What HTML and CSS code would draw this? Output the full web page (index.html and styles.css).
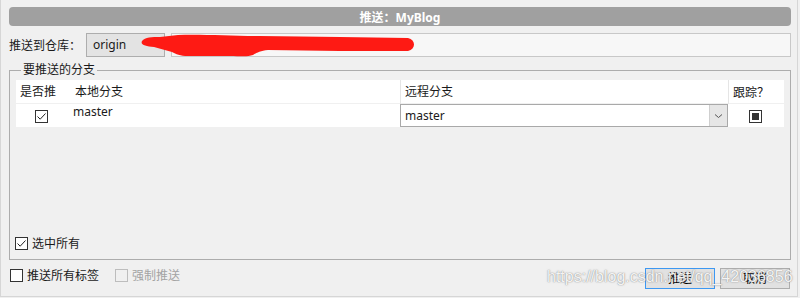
FILE: index.html
```html
<!DOCTYPE html>
<html lang="zh">
<head>
<meta charset="utf-8">
<title>推送：MyBlog</title>
<link rel="stylesheet" href="styles.css">
</head>
<body>
<div class="window">
  <div class="titlebar">推送<span class="punct">：</span>MyBlog</div>

  <div class="repo-row">
    <span class="repo-label">推送到仓库<span class="punct">：</span></span>
    <div class="remote">origin</div>
    <div class="url"></div>
    <svg class="scribble" width="280" height="26" viewBox="0 0 280 26">
      <path d="M2,8 C5,4 12,4 20,4 L38,2 C60,1 90,3 120,3 L200,4 L268,5 C276,7 276,16 268,18 L200,18 L128,17 C120,18 116,20 113,22 C108,24 100,23 90,23 L48,23 C40,23 36,21 32,19 L14,14 C6,13 0,12 2,8 Z" fill="#fe1a14"/>
    </svg>
  </div>

  <fieldset class="group">
    <legend class="group-title">要推送的分支</legend>
    <div class="group-body">
      <div class="branch-table">
        <div class="thead">
          <div class="th">是否推</div>
          <div class="th th-local">本地分支</div>
          <div class="th th-sep">远程分支</div>
          <div class="th th-sep">跟踪<span class="punct">？</span></div>
        </div>
        <div class="trow">
          <div class="td td-push"><span class="cb checked"><svg width="11" height="11" viewBox="0 0 11 11"><path d="M1.5,5.5 L4.2,8.2 L9.5,2.5" fill="none" stroke="#222" stroke-width="1"/></svg></span></div>
          <div class="td td-local">master</div>
          <div class="td td-remote">
            <div class="combo">
              <span class="combo-value">master</span>
              <span class="combo-btn"><svg width="9" height="6" viewBox="0 0 9 6"><path d="M1,1.5 L4.5,4.5 L8,1.5" fill="none" stroke="#555" stroke-width="1"/></svg></span>
            </div>
          </div>
          <div class="td td-track"><span class="cb tri"><span class="tri-fill"></span></span></div>
        </div>
      </div>
      <label class="check select-all"><span class="cb checked"><svg width="11" height="11" viewBox="0 0 11 11"><path d="M1.5,5.5 L4.2,8.2 L9.5,2.5" fill="none" stroke="#222" stroke-width="1"/></svg></span><span>选中所有</span></label>
    </div>
  </fieldset>

  <div class="footer">
    <label class="check"><span class="cb"></span><span>推送所有标签</span></label>
    <label class="check disabled"><span class="cb"></span><span>强制推送</span></label>
    <div class="buttons">
      <button class="btn primary">推送</button>
      <button class="btn">取消</button>
    </div>
  </div>

  <div class="watermark">https://blog.csdn.net/qq_42036856</div>
</div>
</body>
</html>
```

FILE: styles.css
```css
* { box-sizing: border-box; }
html, body { margin: 0; padding: 0; background: #f0f0f0; }
body {
  font-family: "Noto Sans", "Noto Sans CJK SC", sans-serif;
  font-size: 12px;
  color: #1a1a1a;
}
.punct { font-family: "Noto Sans CJK TC", "Noto Sans CJK SC", sans-serif; }
.window {
  position: relative;
  width: 798px;
  height: 297px;
  border: 1px solid #d6d6d6;
  border-top: none;
  padding: 7px 6px 0 8px;
  background: #f0f0f0;
  display: flex;
  flex-direction: column;
}
.titlebar {
  height: 19px;
  background: #a0a0a0;
  border-radius: 4px;
  color: #fff;
  font-weight: bold;
  text-align: center;
  line-height: 19px;
}
.repo-row {
  position: relative;
  margin-top: 7px;
  height: 24px;
  display: flex;
  align-items: center;
}
.repo-label { width: 77px; line-height: 24px; white-space: nowrap; }
.remote {
  width: 79px;
  height: 24px;
  background: #e3e3e3;
  border: 1px solid #adadad;
  padding-left: 6px;
  line-height: 21px;
}
.url {
  flex: 1;
  height: 24px;
  margin-left: 6px;
  background: #f7f7f7;
  border: 1px solid #c8c8c8;
}
.scribble { position: absolute; left: 131px; top: 0; }

.group {
  margin: 6px 0 0 0;
  padding: 0 6px 6px 6px;
  border: 1px solid #acacac;
  height: 197px;
  min-width: 0;
}
.group-title {
  padding: 0 2px;
  margin-left: 5px;
  line-height: 14px;
  height: 14px;
}
.group-body {
  margin-top: 3px;
  height: 172px;
  display: flex;
  flex-direction: column;
}
.branch-table { background: #fff; }
.thead, .trow {
  display: grid;
  grid-template-columns: 55px 329px 328px 55px;
}
.thead { height: 24px; border-bottom: 1px solid #f0f0f0; }
.th { line-height: 23px; padding-left: 4px; white-space: nowrap; }
.th-local { padding-left: 4px; }
.th-sep { border-left: 1px solid #e5e5e5; padding-left: 4px; }
.trow { height: 23px; }
.td-push { padding: 5px 0 0 19px; }
.td-local { padding: 1px 0 0 2px; line-height: 14px; }
.td-remote { padding-top: 0; }
.combo {
  height: 23px;
  border: 1px solid #a9a9a9;
  background: #fff;
  display: flex;
  align-items: stretch;
}
.combo-value { flex: 1; padding-left: 4px; line-height: 21px; }
.combo-btn {
  width: 18px;
  background: #e6e6e6;
  border-left: 1px solid #cfcfcf;
  display: flex;
  align-items: center;
  justify-content: center;
}
.td-track { padding: 3px 0 0 21px; }

.cb {
  width: 13px;
  height: 13px;
  border: 1px solid #333;
  background: #fff;
  display: inline-flex;
  align-items: center;
  justify-content: center;
  flex: none;
}
.tri-fill { width: 7px; height: 7px; background: #333; }

.check { display: flex; align-items: center; gap: 4px; white-space: nowrap; }
.select-all { margin-top: auto; margin-left: -1px; height: 16px; margin-bottom: 1px; }
.check.disabled { color: #a3a3a3; margin-left: 16px; }
.check.disabled .cb { border-color: #bdbdbd; background: #f0f0f0; }

.footer {
  margin-top: 8px;
  display: flex;
  align-items: flex-start;
  padding-left: 1px;
}
.footer .check { height: 14px; }
.buttons { margin-left: auto; display: flex; gap: 5px; margin-right: 1px; }
.btn {
  width: 70px;
  height: 21px;
  font: inherit;
  color: #000;
  background: #e1e1e1;
  border: 1px solid #adadad;
  padding: 0;
  line-height: 18px;
}
.btn.primary { border-color: #3d98f2; }

.watermark {
  position: absolute;
  left: 546px;
  top: 267px;
  font-family: "Liberation Sans", sans-serif;
  font-size: 16px;
  line-height: 20px;
  color: rgba(255, 255, 255, 0.92);
  text-shadow: 0 0 1px rgba(90, 90, 90, 0.7), 0 0 2px rgba(150, 150, 150, 0.5);
  white-space: nowrap;
  pointer-events: none;
}
```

Your instructions: Make an exact copy of the whole listing, but don't bring over any pictures.

Result of this exercise:
What HTML and CSS code would draw this? Output the full web page (index.html and styles.css).
FILE: index.html
```html
<!DOCTYPE html>
<html lang="zh">
<head>
<meta charset="utf-8">
<title>推送：MyBlog</title>
<link rel="stylesheet" href="styles.css">
</head>
<body>
<div class="window">
  <div class="titlebar">推送<span class="punct">：</span>MyBlog</div>

  <div class="repo-row">
    <span class="repo-label">推送到仓库<span class="punct">：</span></span>
    <div class="remote">origin</div>
    <div class="url"></div>
    <svg class="scribble" width="280" height="26" viewBox="0 0 280 26">
      <path d="M2,8 C5,4 12,4 20,4 L38,2 C60,1 90,3 120,3 L200,4 L268,5 C276,7 276,16 268,18 L200,18 L128,17 C120,18 116,20 113,22 C108,24 100,23 90,23 L48,23 C40,23 36,21 32,19 L14,14 C6,13 0,12 2,8 Z" fill="#fe1a14"/>
    </svg>
  </div>

  <fieldset class="group">
    <legend class="group-title">要推送的分支</legend>
    <div class="group-body">
      <div class="branch-table">
        <div class="thead">
          <div class="th">是否推</div>
          <div class="th th-local">本地分支</div>
          <div class="th th-sep">远程分支</div>
          <div class="th th-sep">跟踪<span class="punct">？</span></div>
        </div>
        <div class="trow">
          <div class="td td-push"><span class="cb checked"><svg width="11" height="11" viewBox="0 0 11 11"><path d="M1.5,5.5 L4.2,8.2 L9.5,2.5" fill="none" stroke="#222" stroke-width="1"/></svg></span></div>
          <div class="td td-local">master</div>
          <div class="td td-remote">
            <div class="combo">
              <span class="combo-value">master</span>
              <span class="combo-btn"><svg width="9" height="6" viewBox="0 0 9 6"><path d="M1,1.5 L4.5,4.5 L8,1.5" fill="none" stroke="#555" stroke-width="1"/></svg></span>
            </div>
          </div>
          <div class="td td-track"><span class="cb tri"><span class="tri-fill"></span></span></div>
        </div>
      </div>
      <label class="check select-all"><span class="cb checked"><svg width="11" height="11" viewBox="0 0 11 11"><path d="M1.5,5.5 L4.2,8.2 L9.5,2.5" fill="none" stroke="#222" stroke-width="1"/></svg></span><span>选中所有</span></label>
    </div>
  </fieldset>

  <div class="footer">
    <label class="check"><span class="cb"></span><span>推送所有标签</span></label>
    <label class="check disabled"><span class="cb"></span><span>强制推送</span></label>
    <div class="buttons">
      <button class="btn primary">推送</button>
      <button class="btn">取消</button>
    </div>
  </div>

  <div class="watermark">https://blog.csdn.net/qq_42036856</div>
</div>
</body>
</html>
```

FILE: styles.css
```css
* { box-sizing: border-box; }
html, body { margin: 0; padding: 0; background: #f0f0f0; }
body {
  font-family: "Noto Sans", "Noto Sans CJK SC", sans-serif;
  font-size: 12px;
  color: #1a1a1a;
}
.punct { font-family: "Noto Sans CJK TC", "Noto Sans CJK SC", sans-serif; }
.window {
  position: relative;
  width: 798px;
  height: 297px;
  border: 1px solid #d6d6d6;
  border-top: none;
  padding: 7px 6px 0 8px;
  background: #f0f0f0;
  display: flex;
  flex-direction: column;
}
.titlebar {
  height: 19px;
  background: #a0a0a0;
  border-radius: 4px;
  color: #fff;
  font-weight: bold;
  text-align: center;
  line-height: 19px;
}
.repo-row {
  position: relative;
  margin-top: 7px;
  height: 24px;
  display: flex;
  align-items: center;
}
.repo-label { width: 77px; line-height: 24px; white-space: nowrap; }
.remote {
  width: 79px;
  height: 24px;
  background: #e3e3e3;
  border: 1px solid #adadad;
  padding-left: 6px;
  line-height: 21px;
}
.url {
  flex: 1;
  height: 24px;
  margin-left: 6px;
  background: #f7f7f7;
  border: 1px solid #c8c8c8;
}
.scribble { position: absolute; left: 131px; top: 0; }

.group {
  margin: 6px 0 0 0;
  padding: 0 6px 6px 6px;
  border: 1px solid #acacac;
  height: 197px;
  min-width: 0;
}
.group-title {
  padding: 0 2px;
  margin-left: 5px;
  line-height: 14px;
  height: 14px;
}
.group-body {
  margin-top: 3px;
  height: 172px;
  display: flex;
  flex-direction: column;
}
.branch-table { background: #fff; }
.thead, .trow {
  display: grid;
  grid-template-columns: 55px 329px 328px 55px;
}
.thead { height: 24px; border-bottom: 1px solid #f0f0f0; }
.th { line-height: 23px; padding-left: 4px; white-space: nowrap; }
.th-local { padding-left: 4px; }
.th-sep { border-left: 1px solid #e5e5e5; padding-left: 4px; }
.trow { height: 23px; }
.td-push { padding: 5px 0 0 19px; }
.td-local { padding: 1px 0 0 2px; line-height: 14px; }
.td-remote { padding-top: 0; }
.combo {
  height: 23px;
  border: 1px solid #a9a9a9;
  background: #fff;
  display: flex;
  align-items: stretch;
}
.combo-value { flex: 1; padding-left: 4px; line-height: 21px; }
.combo-btn {
  width: 18px;
  background: #e6e6e6;
  border-left: 1px solid #cfcfcf;
  display: flex;
  align-items: center;
  justify-content: center;
}
.td-track { padding: 3px 0 0 21px; }

.cb {
  width: 13px;
  height: 13px;
  border: 1px solid #333;
  background: #fff;
  display: inline-flex;
  align-items: center;
  justify-content: center;
  flex: none;
}
.tri-fill { width: 7px; height: 7px; background: #333; }

.check { display: flex; align-items: center; gap: 4px; white-space: nowrap; }
.select-all { margin-top: auto; margin-left: -1px; height: 16px; margin-bottom: 1px; }
.check.disabled { color: #a3a3a3; margin-left: 16px; }
.check.disabled .cb { border-color: #bdbdbd; background: #f0f0f0; }

.footer {
  margin-top: 8px;
  display: flex;
  align-items: flex-start;
  padding-left: 1px;
}
.footer .check { height: 14px; }
.buttons { margin-left: auto; display: flex; gap: 5px; margin-right: 1px; }
.btn {
  width: 70px;
  height: 21px;
  font: inherit;
  color: #000;
  background: #e1e1e1;
  border: 1px solid #adadad;
  padding: 0;
  line-height: 18px;
}
.btn.primary { border-color: #3d98f2; }

.watermark {
  position: absolute;
  left: 546px;
  top: 267px;
  font-family: "Liberation Sans", sans-serif;
  font-size: 16px;
  line-height: 20px;
  color: rgba(255, 255, 255, 0.92);
  text-shadow: 0 0 1px rgba(90, 90, 90, 0.7), 0 0 2px rgba(150, 150, 150, 0.5);
  white-space: nowrap;
  pointer-events: none;
}
```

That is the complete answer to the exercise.